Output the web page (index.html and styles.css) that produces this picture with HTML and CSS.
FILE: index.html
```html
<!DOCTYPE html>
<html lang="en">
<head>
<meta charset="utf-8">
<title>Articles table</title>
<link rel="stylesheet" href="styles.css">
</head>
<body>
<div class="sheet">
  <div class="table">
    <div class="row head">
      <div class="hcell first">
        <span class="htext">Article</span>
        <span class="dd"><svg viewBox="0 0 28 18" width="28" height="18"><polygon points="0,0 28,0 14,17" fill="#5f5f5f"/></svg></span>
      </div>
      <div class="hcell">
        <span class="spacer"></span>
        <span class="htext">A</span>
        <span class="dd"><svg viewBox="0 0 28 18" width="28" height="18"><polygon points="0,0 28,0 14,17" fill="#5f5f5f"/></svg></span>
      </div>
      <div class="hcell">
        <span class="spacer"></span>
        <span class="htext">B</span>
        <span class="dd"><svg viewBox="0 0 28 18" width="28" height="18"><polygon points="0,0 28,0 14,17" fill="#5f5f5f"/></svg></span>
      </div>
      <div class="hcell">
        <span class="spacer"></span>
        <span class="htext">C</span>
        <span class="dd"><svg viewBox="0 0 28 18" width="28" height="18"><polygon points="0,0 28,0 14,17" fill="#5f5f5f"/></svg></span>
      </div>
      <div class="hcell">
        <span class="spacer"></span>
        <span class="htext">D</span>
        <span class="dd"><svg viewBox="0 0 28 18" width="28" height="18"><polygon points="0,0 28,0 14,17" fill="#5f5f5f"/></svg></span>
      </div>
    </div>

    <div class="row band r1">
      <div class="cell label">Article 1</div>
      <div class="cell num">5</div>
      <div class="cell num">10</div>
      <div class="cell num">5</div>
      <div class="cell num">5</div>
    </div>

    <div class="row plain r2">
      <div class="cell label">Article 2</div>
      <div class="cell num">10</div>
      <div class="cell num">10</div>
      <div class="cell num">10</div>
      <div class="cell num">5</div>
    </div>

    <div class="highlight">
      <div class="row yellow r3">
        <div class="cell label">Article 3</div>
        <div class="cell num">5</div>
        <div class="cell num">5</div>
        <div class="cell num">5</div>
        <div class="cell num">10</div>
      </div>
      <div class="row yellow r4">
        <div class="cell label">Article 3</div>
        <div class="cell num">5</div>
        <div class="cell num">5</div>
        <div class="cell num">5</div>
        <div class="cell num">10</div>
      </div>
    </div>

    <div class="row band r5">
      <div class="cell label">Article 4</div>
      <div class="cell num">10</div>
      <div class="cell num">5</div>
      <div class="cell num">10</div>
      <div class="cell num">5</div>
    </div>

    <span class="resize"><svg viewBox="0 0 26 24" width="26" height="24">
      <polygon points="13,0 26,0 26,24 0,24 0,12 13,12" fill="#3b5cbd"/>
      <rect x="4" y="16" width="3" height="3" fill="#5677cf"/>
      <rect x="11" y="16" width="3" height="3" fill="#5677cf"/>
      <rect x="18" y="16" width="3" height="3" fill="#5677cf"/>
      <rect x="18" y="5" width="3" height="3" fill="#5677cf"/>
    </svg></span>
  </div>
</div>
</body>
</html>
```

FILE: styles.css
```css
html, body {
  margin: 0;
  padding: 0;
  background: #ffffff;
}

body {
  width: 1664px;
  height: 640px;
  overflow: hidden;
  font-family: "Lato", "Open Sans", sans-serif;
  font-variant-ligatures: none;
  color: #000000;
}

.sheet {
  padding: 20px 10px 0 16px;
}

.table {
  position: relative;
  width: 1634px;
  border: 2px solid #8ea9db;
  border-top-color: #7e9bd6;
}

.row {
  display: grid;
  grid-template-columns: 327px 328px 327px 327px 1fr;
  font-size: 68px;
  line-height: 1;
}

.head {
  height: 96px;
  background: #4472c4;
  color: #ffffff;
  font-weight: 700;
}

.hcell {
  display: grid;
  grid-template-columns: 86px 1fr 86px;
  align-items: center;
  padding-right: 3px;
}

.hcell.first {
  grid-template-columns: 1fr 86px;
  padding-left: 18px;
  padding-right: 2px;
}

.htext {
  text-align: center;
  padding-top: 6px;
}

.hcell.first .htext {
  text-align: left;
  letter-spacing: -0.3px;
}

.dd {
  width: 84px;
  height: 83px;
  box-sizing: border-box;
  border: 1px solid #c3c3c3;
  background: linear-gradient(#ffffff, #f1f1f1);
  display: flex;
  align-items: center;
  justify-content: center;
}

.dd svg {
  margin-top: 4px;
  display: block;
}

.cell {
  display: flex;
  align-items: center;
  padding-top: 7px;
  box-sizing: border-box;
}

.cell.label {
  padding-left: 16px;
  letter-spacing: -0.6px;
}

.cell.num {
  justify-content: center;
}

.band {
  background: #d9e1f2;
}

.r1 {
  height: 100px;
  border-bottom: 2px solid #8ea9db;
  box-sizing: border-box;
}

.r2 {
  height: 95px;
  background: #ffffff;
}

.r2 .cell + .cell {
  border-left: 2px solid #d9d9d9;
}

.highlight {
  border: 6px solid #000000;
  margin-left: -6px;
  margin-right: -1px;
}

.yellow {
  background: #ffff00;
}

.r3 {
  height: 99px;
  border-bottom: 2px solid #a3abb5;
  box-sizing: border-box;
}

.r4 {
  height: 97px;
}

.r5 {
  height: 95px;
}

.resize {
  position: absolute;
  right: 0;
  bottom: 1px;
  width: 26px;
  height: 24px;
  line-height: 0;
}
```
┄┄┄┄┄┄┄┄┄┄┄┄┄┄┄┄┄┄┄┄
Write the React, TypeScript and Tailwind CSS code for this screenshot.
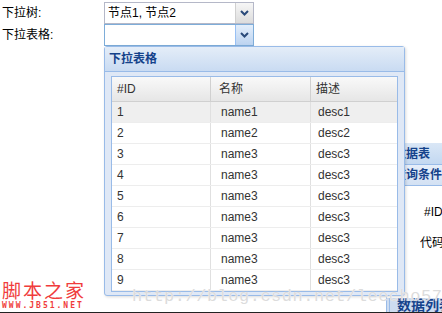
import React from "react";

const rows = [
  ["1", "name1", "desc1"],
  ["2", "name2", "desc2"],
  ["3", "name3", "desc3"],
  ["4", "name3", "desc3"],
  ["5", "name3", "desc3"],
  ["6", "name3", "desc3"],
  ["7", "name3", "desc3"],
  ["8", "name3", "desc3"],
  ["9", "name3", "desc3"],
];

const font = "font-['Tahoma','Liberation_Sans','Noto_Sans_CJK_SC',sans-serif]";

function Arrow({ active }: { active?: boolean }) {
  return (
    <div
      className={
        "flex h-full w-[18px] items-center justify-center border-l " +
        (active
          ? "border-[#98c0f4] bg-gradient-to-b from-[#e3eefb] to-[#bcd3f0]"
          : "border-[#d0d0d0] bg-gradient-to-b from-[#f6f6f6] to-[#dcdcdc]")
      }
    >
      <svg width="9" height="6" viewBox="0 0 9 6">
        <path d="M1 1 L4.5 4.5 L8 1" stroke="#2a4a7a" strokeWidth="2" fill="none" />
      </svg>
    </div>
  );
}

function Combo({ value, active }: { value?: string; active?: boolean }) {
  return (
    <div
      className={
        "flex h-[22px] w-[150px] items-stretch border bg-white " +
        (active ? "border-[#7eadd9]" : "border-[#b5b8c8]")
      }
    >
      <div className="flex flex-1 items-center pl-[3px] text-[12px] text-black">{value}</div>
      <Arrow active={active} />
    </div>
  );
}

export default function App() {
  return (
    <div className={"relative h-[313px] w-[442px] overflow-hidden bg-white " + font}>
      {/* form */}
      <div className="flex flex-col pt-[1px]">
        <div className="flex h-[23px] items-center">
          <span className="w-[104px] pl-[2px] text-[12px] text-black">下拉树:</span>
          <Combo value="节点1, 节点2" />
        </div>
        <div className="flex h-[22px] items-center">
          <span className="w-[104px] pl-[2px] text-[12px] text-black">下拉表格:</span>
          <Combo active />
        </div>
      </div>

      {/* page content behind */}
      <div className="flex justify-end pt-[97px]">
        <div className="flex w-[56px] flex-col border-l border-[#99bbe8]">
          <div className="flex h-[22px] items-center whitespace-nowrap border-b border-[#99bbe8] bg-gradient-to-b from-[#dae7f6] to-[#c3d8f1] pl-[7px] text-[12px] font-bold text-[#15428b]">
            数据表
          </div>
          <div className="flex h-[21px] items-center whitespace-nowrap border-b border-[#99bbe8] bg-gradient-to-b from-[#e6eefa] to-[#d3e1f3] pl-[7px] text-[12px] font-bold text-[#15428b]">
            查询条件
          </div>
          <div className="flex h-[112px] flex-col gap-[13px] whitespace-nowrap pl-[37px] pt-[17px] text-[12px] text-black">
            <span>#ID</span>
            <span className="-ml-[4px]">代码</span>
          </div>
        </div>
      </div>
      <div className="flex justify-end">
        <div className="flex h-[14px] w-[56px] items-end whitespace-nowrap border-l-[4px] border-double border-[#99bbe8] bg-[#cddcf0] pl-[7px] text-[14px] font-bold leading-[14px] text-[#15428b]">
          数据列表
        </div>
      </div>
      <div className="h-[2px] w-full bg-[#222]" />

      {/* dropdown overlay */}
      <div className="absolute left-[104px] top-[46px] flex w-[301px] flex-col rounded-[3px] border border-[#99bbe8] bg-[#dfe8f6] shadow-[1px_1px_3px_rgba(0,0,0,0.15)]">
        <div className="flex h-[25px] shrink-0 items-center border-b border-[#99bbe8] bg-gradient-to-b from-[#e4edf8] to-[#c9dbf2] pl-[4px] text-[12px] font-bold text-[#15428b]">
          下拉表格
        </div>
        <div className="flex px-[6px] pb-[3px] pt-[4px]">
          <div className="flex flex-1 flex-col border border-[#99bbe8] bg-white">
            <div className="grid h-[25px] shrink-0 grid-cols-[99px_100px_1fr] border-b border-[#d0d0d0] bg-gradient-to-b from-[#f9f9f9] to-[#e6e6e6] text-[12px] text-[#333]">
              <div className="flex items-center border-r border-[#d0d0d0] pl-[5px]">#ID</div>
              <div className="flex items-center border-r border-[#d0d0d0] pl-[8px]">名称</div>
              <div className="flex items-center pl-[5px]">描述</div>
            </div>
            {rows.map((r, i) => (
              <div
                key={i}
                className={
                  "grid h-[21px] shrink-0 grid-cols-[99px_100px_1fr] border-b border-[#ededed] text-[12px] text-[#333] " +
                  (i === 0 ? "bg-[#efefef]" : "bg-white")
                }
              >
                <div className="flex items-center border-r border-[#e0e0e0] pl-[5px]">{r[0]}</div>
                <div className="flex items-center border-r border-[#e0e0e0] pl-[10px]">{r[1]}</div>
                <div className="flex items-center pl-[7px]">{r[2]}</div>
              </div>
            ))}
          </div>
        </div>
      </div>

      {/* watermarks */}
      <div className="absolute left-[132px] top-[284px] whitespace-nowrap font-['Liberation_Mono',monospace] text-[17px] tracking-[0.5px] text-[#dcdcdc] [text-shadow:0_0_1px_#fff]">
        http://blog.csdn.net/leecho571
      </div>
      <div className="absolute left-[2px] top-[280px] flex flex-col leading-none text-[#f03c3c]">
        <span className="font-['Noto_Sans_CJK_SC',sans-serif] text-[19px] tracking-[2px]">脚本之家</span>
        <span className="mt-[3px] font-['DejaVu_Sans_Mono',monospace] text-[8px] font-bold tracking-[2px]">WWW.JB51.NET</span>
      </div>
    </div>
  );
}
┄┄┄┄┄┄┄┄┄┄┄┄┄┄┄┄┄┄┄┄
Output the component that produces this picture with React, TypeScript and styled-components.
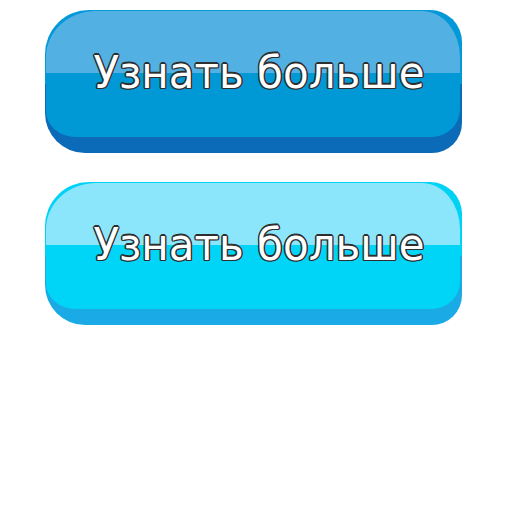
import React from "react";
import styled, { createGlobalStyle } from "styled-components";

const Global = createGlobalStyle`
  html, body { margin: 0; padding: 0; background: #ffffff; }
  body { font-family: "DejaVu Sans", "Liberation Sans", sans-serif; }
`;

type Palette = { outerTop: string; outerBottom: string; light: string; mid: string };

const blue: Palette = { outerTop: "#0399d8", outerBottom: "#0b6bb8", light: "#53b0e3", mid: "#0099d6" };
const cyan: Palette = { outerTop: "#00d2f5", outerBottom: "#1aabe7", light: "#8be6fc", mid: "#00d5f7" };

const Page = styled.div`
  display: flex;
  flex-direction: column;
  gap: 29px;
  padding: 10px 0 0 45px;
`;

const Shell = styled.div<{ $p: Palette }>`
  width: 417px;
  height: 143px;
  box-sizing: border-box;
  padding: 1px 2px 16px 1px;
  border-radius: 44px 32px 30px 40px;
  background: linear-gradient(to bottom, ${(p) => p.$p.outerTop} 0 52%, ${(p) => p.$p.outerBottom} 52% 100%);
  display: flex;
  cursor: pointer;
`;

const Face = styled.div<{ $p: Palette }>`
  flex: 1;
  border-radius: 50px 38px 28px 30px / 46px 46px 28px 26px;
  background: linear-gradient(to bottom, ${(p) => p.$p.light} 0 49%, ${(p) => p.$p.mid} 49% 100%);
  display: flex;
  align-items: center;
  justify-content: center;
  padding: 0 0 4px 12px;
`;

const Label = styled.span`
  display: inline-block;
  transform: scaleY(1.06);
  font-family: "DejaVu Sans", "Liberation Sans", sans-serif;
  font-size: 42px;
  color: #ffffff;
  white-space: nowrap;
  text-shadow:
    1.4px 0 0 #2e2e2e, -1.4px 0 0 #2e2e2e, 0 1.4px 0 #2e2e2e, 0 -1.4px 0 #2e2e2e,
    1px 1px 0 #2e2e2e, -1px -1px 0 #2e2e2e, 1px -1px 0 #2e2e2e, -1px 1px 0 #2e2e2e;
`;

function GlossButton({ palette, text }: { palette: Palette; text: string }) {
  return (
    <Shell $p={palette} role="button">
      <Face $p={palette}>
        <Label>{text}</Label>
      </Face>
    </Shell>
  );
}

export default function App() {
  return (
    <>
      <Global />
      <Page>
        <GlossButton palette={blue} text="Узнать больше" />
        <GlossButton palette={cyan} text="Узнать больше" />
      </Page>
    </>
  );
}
┄┄┄┄┄┄┄┄┄┄┄┄┄┄┄┄┄┄┄┄
Both the line with "Output the component" and the line with "const cyan: Palette" belong in the copy, along with every line between them; set them down exactly and skip the pictures.

Output the component that produces this picture with React, TypeScript and styled-components.
import React from "react";
import styled, { createGlobalStyle } from "styled-components";

const Global = createGlobalStyle`
  html, body { margin: 0; padding: 0; background: #ffffff; }
  body { font-family: "DejaVu Sans", "Liberation Sans", sans-serif; }
`;

type Palette = { outerTop: string; outerBottom: string; light: string; mid: string };

const blue: Palette = { outerTop: "#0399d8", outerBottom: "#0b6bb8", light: "#53b0e3", mid: "#0099d6" };
const cyan: Palette = { outerTop: "#00d2f5", outerBottom: "#1aabe7", light: "#8be6fc", mid: "#00d5f7" };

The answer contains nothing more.